Mexico asked the World Court for an "interpretation" of its earlier ruling to clarify what it meant when it asked the U.S. to "review and reconsider" the cases of the condemned prisoners, and in the meantime to order the halt of the execution timetable.

Gomez-Robledo said that without urgent action now, five Mexican nationals "will be executed before the conclusion of these proceedings."

U.S. representatives were due to respond later Thursday before the 13-member tribunal.

Sandra Babcock, representing Mexico, said the World Court's decision four years ago referred to 51 Mexican nationals. Since then, 33 had sought reviews of their cases in state courts.

Only one request was granted, Babcock said. A second inmate accepted a life sentence in exchange for waiving his claim for a review.

"All other efforts to enforce the judgment have failed," she said.
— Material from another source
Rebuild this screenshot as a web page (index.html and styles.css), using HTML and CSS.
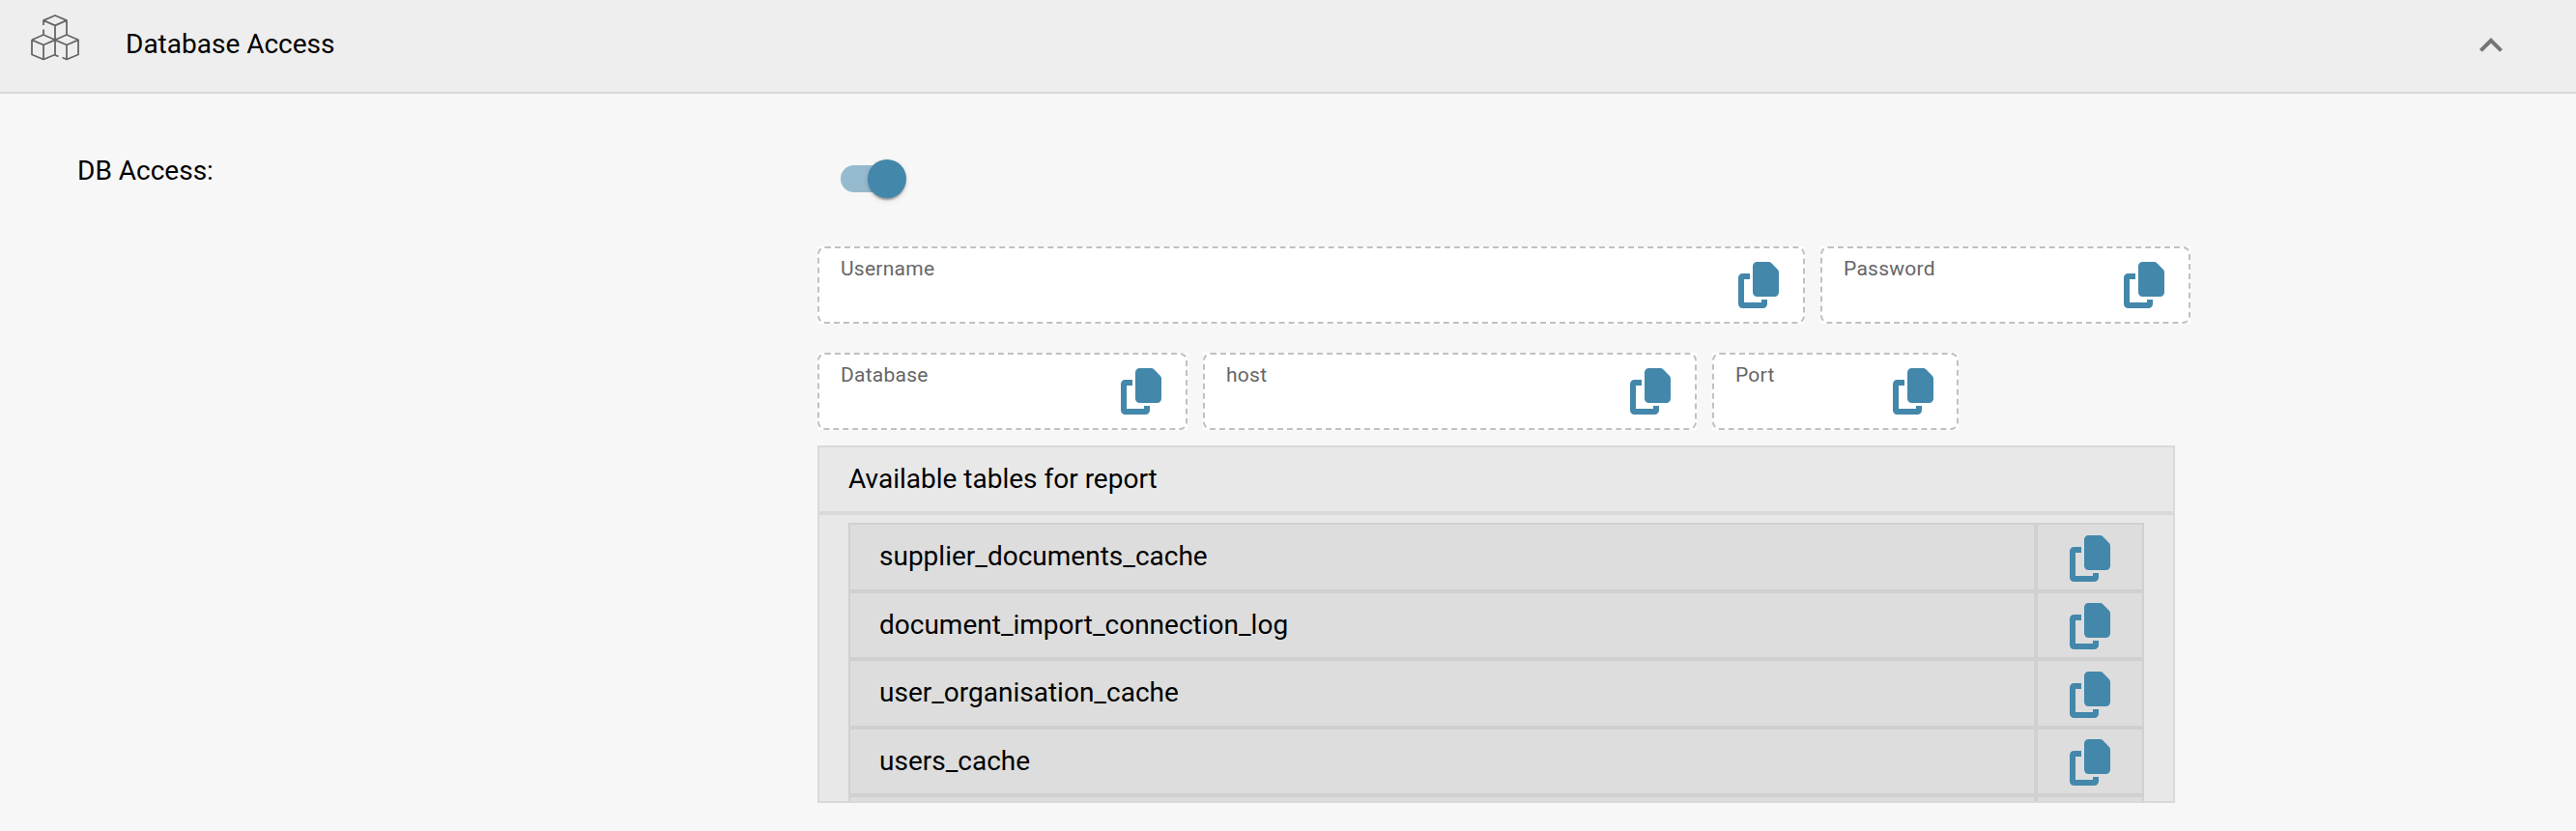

Mexico listed five of its citizens slated to die. The first, on Aug. 5, is Jose Medellin, 33, condemned in the gang rape and murder of two teenage girls 15 years ago.

Texas authorities have said Medellin's case has been reviewed by state and federal courts and that he had been given the same right as any American citizen.

But Mexico said in its appeal to the World Court that the U.S. obligation to follow international law also applies to individual states. "The United States cannot invoke municipal law as justification for failure to perform its international legal obligations," it said.

The International Court of Justice is the U.N.'s judicial arm for resolving legal disputes among member states. Its decisions are binding and not subject to appeal, and only rarely have they been defied. Though it has no power of enforcement, the court can report any failure to abide by its decisions to the Security Council.